◆ **The records**
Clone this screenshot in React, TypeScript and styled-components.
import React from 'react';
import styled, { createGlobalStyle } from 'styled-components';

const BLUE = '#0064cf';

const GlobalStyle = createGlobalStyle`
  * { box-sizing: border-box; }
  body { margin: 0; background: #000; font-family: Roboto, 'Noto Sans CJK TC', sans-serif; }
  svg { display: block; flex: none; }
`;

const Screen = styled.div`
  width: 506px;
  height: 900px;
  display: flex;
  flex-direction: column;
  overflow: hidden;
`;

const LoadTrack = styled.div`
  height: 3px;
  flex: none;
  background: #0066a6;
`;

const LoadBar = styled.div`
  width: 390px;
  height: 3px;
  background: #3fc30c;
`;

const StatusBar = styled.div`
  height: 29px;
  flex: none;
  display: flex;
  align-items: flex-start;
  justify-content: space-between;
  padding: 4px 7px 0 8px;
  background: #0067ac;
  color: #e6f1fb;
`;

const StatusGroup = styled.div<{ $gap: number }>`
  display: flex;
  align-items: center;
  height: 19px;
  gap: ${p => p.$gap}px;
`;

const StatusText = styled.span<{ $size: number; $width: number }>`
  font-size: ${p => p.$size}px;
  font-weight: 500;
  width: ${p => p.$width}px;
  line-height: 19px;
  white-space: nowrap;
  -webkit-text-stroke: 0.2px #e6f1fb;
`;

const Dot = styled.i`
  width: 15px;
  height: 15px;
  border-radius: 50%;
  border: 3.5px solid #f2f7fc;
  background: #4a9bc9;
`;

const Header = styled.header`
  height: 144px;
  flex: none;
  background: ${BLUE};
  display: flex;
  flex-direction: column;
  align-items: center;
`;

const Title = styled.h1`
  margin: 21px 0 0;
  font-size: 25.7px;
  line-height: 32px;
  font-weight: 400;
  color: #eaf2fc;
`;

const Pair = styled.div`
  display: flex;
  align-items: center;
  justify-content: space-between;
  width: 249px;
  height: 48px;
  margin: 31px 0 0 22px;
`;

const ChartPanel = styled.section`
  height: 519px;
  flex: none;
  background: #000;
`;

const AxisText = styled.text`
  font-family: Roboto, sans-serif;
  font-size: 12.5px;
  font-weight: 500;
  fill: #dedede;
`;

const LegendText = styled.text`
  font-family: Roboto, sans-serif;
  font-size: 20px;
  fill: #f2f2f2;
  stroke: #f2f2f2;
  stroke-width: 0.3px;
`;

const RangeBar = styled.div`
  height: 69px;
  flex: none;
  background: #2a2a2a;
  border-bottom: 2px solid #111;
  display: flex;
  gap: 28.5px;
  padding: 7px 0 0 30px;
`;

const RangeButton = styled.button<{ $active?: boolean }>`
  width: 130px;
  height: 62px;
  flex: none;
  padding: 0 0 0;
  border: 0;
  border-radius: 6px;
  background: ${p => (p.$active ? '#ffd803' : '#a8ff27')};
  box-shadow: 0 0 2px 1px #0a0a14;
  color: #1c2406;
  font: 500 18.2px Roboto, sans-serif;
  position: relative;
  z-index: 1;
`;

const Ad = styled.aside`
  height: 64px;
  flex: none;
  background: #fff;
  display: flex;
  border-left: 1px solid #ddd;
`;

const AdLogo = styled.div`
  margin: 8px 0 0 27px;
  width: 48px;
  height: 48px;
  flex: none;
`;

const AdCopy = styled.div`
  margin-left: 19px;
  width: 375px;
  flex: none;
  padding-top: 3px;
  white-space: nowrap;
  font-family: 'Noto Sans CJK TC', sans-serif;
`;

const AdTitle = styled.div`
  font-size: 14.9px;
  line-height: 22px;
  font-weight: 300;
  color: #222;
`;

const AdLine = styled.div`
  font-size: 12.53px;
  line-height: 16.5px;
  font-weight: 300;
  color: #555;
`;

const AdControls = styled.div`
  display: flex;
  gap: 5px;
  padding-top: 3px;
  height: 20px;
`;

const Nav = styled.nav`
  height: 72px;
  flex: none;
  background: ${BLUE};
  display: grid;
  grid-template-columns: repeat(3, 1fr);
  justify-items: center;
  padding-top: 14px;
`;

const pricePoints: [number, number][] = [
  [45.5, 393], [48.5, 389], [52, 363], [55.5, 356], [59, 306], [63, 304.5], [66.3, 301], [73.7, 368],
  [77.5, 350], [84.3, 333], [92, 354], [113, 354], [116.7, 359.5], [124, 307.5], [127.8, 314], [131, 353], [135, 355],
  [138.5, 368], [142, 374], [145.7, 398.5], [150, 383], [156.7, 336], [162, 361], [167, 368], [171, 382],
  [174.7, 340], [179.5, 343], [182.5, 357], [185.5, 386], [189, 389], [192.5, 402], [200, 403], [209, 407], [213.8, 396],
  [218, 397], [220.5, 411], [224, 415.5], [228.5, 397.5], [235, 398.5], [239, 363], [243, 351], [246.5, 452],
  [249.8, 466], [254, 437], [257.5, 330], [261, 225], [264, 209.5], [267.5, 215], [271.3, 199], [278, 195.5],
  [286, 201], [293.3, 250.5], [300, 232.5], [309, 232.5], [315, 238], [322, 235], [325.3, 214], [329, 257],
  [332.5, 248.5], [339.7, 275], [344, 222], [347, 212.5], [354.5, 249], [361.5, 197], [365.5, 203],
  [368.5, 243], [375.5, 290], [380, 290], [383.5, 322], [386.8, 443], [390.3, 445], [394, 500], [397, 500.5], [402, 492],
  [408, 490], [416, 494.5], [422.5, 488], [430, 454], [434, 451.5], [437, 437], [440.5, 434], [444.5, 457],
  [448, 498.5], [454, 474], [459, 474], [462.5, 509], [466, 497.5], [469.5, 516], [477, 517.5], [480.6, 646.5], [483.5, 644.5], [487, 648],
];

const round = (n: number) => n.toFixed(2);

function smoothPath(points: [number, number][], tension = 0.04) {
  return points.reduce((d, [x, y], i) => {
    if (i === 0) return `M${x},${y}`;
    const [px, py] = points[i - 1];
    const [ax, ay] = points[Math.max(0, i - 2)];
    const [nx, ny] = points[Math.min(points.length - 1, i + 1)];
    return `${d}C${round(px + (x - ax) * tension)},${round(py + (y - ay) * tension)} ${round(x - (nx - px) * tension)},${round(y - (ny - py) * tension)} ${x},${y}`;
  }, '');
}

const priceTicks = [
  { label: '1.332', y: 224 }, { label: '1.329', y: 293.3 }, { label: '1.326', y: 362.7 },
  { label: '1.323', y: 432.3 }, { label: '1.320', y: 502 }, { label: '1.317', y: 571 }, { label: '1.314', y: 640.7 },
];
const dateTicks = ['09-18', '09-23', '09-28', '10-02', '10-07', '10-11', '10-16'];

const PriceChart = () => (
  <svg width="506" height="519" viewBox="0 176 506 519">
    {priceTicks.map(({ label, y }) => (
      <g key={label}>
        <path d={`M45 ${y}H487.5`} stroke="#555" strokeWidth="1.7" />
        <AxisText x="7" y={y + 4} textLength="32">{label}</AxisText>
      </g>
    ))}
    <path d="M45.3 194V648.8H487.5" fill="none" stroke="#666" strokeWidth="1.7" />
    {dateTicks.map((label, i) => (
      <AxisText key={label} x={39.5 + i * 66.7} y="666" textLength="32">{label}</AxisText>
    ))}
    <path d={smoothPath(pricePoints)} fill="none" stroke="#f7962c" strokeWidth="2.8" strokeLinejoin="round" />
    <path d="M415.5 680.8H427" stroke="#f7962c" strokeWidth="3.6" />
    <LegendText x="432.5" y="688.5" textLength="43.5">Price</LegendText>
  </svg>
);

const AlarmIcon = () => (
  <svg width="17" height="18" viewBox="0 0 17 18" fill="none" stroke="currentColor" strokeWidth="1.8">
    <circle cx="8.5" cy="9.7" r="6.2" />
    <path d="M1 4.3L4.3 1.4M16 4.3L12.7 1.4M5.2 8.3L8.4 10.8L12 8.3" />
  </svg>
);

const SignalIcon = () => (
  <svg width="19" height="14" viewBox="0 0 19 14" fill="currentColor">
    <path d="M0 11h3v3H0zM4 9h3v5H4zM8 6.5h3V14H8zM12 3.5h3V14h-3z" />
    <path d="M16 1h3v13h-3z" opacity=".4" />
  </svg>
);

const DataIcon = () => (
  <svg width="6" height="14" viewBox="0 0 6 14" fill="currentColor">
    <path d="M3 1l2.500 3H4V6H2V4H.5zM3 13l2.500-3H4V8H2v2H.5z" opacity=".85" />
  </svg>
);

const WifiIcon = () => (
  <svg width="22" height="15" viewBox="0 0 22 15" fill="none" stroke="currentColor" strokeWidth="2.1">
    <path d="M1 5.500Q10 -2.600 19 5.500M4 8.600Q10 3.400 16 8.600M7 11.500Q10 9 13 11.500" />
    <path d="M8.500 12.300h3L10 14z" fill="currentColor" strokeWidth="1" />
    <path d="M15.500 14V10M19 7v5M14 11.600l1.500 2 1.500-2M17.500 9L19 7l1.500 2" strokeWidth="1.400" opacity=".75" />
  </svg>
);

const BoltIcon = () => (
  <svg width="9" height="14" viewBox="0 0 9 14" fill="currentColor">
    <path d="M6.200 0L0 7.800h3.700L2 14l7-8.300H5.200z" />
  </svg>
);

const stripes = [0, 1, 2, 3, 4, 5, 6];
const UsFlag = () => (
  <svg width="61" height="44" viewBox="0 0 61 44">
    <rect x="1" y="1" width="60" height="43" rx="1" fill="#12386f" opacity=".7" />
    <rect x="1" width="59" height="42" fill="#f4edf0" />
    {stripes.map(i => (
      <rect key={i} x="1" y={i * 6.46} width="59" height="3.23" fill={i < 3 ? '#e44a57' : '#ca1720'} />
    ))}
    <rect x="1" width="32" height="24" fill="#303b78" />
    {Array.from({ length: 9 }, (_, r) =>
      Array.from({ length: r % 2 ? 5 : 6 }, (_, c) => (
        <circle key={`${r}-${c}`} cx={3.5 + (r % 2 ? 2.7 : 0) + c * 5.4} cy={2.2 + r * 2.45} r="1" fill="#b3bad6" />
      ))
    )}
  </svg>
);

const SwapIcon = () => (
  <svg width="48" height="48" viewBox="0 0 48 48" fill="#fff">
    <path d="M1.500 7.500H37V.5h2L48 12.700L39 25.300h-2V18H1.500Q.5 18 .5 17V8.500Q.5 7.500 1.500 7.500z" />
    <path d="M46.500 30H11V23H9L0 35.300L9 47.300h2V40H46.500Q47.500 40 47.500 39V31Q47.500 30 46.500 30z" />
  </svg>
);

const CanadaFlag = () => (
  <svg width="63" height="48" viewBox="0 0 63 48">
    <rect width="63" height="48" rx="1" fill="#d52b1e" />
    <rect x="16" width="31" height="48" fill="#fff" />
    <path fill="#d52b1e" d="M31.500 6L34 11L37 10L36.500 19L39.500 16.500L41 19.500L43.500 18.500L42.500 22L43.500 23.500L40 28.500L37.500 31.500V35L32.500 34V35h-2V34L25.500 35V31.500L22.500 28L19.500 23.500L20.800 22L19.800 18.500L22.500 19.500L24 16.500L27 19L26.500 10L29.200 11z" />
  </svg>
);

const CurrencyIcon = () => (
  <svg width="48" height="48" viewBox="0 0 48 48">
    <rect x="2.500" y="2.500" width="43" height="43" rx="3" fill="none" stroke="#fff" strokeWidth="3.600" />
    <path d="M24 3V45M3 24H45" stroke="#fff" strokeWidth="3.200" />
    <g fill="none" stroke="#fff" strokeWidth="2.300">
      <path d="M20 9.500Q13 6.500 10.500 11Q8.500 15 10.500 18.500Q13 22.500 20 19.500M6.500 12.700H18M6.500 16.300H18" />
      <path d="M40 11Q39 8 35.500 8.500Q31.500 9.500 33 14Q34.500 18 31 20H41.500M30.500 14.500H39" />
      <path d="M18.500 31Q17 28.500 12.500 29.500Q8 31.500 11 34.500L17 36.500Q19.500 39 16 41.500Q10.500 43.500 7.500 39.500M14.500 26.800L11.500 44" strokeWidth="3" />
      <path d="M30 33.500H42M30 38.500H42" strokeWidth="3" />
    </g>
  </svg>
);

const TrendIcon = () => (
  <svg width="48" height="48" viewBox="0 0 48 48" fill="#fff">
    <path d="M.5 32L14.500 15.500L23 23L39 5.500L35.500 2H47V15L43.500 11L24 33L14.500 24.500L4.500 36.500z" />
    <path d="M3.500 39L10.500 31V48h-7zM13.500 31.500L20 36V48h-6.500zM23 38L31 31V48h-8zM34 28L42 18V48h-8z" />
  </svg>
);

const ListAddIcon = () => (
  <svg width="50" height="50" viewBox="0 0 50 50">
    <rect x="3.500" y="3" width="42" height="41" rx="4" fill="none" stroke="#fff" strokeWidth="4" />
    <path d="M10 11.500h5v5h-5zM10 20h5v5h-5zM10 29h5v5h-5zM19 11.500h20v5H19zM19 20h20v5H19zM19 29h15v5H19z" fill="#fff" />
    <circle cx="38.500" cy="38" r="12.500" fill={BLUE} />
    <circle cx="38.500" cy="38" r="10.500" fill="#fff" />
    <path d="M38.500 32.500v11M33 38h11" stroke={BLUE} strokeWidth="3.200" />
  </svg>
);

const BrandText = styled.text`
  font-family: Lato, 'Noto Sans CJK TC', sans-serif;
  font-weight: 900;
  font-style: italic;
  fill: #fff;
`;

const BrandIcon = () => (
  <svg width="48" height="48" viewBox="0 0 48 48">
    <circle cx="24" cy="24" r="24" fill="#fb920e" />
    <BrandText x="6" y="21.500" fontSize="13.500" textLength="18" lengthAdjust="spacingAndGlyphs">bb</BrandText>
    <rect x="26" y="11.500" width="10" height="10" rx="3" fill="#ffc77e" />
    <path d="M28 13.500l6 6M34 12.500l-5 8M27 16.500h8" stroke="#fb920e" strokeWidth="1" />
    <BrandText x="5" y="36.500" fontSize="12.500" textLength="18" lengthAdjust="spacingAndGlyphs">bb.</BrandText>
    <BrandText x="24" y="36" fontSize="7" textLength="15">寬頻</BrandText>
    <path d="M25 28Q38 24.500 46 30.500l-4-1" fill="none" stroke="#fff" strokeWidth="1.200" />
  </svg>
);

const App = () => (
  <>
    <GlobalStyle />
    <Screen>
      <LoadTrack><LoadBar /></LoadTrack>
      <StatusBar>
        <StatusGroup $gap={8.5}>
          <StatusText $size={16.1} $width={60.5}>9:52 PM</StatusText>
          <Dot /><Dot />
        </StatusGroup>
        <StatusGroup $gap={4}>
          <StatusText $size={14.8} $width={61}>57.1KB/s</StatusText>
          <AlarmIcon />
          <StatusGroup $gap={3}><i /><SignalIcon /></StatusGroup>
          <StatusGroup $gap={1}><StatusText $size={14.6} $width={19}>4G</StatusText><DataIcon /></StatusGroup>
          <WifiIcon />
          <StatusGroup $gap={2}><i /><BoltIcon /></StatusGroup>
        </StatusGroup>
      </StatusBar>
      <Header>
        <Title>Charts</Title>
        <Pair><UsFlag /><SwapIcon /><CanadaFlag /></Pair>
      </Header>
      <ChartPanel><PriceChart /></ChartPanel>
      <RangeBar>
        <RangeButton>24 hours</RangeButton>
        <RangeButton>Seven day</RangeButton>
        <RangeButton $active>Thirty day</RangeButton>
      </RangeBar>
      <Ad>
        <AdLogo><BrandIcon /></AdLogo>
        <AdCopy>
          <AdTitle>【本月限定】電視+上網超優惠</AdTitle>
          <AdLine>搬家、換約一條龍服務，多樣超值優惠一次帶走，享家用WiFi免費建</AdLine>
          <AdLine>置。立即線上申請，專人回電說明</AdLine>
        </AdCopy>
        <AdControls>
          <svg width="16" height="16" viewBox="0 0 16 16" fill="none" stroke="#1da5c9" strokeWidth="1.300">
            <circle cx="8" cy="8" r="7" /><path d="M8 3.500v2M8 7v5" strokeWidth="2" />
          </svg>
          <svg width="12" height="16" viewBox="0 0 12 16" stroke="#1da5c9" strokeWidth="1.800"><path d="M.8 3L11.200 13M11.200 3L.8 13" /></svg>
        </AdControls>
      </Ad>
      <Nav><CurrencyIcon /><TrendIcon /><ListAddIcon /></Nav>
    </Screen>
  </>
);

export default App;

---

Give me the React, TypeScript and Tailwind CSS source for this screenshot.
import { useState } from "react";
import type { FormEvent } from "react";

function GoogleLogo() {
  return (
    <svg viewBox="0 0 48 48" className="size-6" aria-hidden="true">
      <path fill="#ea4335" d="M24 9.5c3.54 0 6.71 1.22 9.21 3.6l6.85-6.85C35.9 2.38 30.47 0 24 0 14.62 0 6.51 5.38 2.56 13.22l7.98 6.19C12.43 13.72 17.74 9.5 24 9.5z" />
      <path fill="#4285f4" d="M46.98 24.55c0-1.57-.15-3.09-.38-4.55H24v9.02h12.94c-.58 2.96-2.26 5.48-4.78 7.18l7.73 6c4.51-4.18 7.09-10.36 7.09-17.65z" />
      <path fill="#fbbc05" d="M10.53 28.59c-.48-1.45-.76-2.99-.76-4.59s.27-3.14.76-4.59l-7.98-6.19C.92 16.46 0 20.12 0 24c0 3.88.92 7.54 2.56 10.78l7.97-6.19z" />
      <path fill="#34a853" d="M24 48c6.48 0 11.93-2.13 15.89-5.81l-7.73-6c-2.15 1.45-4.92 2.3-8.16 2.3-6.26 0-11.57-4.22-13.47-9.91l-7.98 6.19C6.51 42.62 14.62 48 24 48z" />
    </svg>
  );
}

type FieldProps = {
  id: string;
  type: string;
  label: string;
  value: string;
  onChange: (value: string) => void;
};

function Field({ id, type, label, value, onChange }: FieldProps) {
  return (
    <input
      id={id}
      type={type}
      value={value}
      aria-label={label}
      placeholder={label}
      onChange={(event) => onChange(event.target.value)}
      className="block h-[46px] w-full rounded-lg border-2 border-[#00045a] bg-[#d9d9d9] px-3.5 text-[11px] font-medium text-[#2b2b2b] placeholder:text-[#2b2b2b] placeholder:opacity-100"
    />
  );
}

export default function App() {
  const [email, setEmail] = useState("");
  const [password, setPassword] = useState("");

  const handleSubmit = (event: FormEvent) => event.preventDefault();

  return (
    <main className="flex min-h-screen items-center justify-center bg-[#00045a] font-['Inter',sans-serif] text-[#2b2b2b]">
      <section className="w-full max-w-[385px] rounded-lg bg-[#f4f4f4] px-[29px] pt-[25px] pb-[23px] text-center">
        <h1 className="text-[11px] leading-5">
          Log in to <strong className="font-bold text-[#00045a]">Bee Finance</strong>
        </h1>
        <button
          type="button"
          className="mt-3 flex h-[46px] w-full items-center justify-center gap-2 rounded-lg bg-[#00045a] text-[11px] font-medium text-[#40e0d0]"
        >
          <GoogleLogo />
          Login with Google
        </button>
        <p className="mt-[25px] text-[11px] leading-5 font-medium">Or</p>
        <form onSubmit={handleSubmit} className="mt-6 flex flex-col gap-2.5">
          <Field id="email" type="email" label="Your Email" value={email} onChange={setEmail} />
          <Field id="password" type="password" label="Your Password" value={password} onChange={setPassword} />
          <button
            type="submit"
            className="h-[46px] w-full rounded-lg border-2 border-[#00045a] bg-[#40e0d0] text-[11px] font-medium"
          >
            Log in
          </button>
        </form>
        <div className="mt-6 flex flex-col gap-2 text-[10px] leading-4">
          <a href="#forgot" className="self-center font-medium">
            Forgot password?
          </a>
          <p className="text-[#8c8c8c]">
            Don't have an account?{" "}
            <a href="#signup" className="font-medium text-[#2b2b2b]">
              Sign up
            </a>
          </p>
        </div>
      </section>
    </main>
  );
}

◆ **Stated goal**
Can you repeat, word for word, every line above from the one containing "Clone this screenshot" down to the one containing "const BLUE = '#0064cf';", including both?

◆ **Expected answer**
Clone this screenshot in React, TypeScript and styled-components.
import React from 'react';
import styled, { createGlobalStyle } from 'styled-components';

const BLUE = '#0064cf';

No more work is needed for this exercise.